June 14, 2012
Yesterday we signed up officially with BlogTalkRadio. That's a big deal"putting our money where our mouth is. More important, putting our voices out there where our minds and hearts truly are. We're publicly committed now; this isn't just another pipedream.
I've been meditating quite often recently on a poem by Alla Bozarth-Campbell, Passover Remebered. It draws the parallel between the flight from Egypt to the Holy Land and the journey humanity must make today if we are to remain a viable species on a living planet. One part goes:
Do not hesitate to leave old ways behind--fear, silence, submission.
Only surrender to the needs of the time--
Love justice and walk humbly with your God.
Venturing forth on our radio show, Envision This!, is causing me to leave those ways behind.
FEAR. Fear of yet another failure. Fear of success that will bring the wrath of those committed to the status quo down upon our heads.
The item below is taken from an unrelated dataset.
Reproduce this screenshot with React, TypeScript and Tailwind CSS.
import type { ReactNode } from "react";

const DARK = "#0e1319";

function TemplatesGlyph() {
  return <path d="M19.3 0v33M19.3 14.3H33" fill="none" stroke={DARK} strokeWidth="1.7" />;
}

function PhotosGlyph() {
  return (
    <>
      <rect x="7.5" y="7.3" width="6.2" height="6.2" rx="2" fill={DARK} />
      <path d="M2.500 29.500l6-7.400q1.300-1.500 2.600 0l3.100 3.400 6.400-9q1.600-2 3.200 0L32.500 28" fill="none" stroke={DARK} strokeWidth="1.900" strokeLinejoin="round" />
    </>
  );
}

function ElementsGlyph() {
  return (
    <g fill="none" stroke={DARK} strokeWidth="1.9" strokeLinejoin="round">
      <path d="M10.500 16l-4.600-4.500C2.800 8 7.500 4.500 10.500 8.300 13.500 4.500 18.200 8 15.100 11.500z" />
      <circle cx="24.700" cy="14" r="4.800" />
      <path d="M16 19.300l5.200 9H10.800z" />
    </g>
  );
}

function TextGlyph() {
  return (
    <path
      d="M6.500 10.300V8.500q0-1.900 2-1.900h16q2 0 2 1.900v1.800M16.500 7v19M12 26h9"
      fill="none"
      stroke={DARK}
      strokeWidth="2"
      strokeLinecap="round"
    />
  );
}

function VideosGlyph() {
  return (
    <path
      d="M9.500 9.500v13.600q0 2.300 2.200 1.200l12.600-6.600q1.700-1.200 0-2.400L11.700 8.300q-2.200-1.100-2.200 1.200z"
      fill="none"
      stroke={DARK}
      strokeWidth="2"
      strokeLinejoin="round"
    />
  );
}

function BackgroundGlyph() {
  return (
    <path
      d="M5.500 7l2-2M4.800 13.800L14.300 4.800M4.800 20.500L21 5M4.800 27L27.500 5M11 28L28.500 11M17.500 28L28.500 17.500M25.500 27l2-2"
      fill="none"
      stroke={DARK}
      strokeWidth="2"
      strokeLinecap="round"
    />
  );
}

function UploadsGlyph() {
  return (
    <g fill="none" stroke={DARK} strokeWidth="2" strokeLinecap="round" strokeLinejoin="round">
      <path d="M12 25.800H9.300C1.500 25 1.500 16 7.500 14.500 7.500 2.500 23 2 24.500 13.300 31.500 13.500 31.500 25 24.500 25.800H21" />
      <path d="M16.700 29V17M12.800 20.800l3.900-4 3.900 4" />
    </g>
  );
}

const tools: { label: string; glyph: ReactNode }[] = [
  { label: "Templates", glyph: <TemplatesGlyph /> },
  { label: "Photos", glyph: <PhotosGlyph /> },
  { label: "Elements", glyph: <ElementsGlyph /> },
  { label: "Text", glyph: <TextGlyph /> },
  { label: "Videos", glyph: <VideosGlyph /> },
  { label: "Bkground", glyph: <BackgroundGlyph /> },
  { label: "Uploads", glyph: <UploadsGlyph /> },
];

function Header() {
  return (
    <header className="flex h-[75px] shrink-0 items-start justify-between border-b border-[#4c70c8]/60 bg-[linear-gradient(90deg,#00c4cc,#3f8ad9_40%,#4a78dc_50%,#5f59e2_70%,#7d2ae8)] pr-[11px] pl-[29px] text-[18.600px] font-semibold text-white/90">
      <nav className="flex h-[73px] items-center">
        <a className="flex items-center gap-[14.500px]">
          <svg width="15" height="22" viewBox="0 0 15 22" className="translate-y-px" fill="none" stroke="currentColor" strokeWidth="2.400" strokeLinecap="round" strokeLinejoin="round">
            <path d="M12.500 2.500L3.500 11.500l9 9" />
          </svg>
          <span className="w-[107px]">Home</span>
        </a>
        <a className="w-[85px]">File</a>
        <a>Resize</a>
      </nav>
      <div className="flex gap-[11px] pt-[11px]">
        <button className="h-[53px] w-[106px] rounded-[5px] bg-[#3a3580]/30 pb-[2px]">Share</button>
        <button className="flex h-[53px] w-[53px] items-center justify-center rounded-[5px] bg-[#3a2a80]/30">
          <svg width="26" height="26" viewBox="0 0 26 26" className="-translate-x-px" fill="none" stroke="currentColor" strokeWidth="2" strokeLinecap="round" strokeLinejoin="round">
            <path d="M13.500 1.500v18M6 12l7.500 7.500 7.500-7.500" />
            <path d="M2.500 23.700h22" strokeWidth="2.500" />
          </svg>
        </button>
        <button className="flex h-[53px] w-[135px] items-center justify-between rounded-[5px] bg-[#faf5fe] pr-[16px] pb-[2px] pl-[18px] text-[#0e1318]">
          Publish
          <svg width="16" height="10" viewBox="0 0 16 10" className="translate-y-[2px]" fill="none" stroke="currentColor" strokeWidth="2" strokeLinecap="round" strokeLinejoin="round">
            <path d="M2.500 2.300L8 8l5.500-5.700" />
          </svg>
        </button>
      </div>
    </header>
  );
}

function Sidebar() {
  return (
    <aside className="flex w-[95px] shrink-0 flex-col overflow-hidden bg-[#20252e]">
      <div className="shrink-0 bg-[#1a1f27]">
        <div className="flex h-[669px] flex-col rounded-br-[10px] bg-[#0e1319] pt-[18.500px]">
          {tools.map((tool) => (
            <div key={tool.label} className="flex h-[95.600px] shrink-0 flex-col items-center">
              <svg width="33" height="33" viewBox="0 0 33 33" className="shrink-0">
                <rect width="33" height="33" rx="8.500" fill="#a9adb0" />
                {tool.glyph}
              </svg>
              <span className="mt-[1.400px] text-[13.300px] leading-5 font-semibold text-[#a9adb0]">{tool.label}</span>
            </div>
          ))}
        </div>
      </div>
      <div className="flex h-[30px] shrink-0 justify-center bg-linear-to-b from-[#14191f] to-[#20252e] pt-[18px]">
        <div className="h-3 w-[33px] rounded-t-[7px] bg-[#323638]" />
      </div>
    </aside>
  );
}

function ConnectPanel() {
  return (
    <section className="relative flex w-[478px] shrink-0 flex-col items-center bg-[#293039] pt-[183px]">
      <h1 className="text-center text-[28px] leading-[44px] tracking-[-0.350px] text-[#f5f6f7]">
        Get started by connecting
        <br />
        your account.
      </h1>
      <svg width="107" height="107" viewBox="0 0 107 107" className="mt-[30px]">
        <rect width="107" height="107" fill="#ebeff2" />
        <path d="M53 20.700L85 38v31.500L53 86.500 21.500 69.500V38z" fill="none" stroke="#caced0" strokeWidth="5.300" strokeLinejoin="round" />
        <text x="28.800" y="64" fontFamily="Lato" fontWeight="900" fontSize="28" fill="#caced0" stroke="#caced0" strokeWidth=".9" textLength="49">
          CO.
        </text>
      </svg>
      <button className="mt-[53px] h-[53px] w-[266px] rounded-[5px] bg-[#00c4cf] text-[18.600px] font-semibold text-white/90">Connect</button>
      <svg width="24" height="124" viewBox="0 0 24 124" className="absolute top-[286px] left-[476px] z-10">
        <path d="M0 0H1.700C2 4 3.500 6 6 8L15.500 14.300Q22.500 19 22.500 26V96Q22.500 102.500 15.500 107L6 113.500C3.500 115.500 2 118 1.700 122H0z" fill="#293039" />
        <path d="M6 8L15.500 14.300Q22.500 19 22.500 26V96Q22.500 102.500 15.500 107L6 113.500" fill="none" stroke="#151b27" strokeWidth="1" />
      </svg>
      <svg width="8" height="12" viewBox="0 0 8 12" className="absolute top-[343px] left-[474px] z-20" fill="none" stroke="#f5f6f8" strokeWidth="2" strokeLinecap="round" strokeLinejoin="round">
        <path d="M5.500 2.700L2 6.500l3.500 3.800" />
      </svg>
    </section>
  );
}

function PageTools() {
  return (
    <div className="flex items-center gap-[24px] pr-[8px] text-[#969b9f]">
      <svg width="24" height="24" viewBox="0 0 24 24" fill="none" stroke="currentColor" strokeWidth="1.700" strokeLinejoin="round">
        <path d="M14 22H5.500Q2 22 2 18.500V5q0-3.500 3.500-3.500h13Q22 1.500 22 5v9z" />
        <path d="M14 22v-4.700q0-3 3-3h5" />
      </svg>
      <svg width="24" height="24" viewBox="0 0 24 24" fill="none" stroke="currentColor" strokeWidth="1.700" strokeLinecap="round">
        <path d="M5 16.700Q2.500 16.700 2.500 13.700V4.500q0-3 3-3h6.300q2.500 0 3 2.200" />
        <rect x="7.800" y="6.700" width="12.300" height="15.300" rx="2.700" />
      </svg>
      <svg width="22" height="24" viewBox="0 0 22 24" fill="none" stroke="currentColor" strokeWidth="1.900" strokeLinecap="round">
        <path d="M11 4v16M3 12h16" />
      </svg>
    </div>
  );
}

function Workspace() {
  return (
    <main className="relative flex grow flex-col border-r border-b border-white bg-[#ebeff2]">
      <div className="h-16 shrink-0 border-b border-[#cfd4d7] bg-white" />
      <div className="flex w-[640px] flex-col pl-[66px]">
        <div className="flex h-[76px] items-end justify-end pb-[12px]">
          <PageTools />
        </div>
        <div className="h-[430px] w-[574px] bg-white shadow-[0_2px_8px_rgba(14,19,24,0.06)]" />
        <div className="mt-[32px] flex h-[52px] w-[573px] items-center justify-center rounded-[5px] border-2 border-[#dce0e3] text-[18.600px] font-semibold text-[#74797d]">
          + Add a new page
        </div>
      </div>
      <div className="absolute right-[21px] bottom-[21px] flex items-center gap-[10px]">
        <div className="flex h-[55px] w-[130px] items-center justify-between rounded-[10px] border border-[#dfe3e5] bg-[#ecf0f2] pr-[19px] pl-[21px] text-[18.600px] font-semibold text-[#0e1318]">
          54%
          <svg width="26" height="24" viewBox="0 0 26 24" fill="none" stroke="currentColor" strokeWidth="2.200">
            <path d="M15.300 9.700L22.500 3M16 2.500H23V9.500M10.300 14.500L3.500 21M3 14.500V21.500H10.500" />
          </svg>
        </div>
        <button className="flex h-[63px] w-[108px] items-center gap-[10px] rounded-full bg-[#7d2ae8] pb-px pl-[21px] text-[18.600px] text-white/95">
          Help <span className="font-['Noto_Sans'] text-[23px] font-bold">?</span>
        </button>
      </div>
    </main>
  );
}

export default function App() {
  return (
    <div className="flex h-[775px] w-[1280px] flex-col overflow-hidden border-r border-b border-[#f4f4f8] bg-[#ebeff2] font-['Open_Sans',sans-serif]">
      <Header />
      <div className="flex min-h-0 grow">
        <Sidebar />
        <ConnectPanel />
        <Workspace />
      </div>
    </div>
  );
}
Fear that I am not adequate to the task. Fear of growing old without really having done my job promoting justice as I understand it. I'm sure a few other fears will cropup too to tempt me to turn back. I will need to acknowledge them as legitimate, but realize that I carry another truth more important.
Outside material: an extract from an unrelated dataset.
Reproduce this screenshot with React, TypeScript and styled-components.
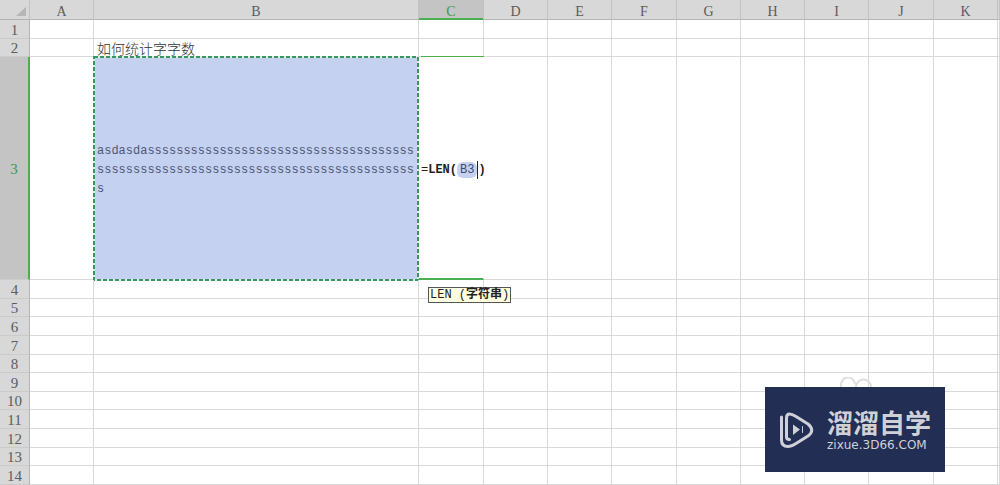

SILENCE. I have the gift of an eloquent voice, but I have allowed it to be silenced by fear, conditioning, apathy, rejection, self-judgment wanting to fit in. Those of us that are called to venture out into a strange, new world can no longer allow ourselves to be silenced. Every voice for freedom from a tyrannical culture must be heard loud and clear.
SUBMISSION. Increasingly throughout my 68 years, I have refused to submit to what one person I interviewed for a book on local food called "the shitstem." I have avoided having a "job" working for The Man, selling my skills to a culture I don't believe in. Yet my sheer laziness, withdrawal, and fat have meant that I have passively allowed the culture to go on without me. I have not "surrendered" to the needs of the time or my conscience, but have allowed competitive, top-down institutions to defeat me without a fight.
Not any more. Envision This! is challenging me to come out of my closet. Burl is emboldening me. In the words of the poem I have been meditating upon to enliven my courage, I am now ready to "begin quickly, before you have time
to sink back into old slavery." Even admitting that I (and humanity with me) have been enslaved takes courage. Acknowledging these "old ways" is definitely humbling, revealing to me my need to accept guidance and criticism when it is due.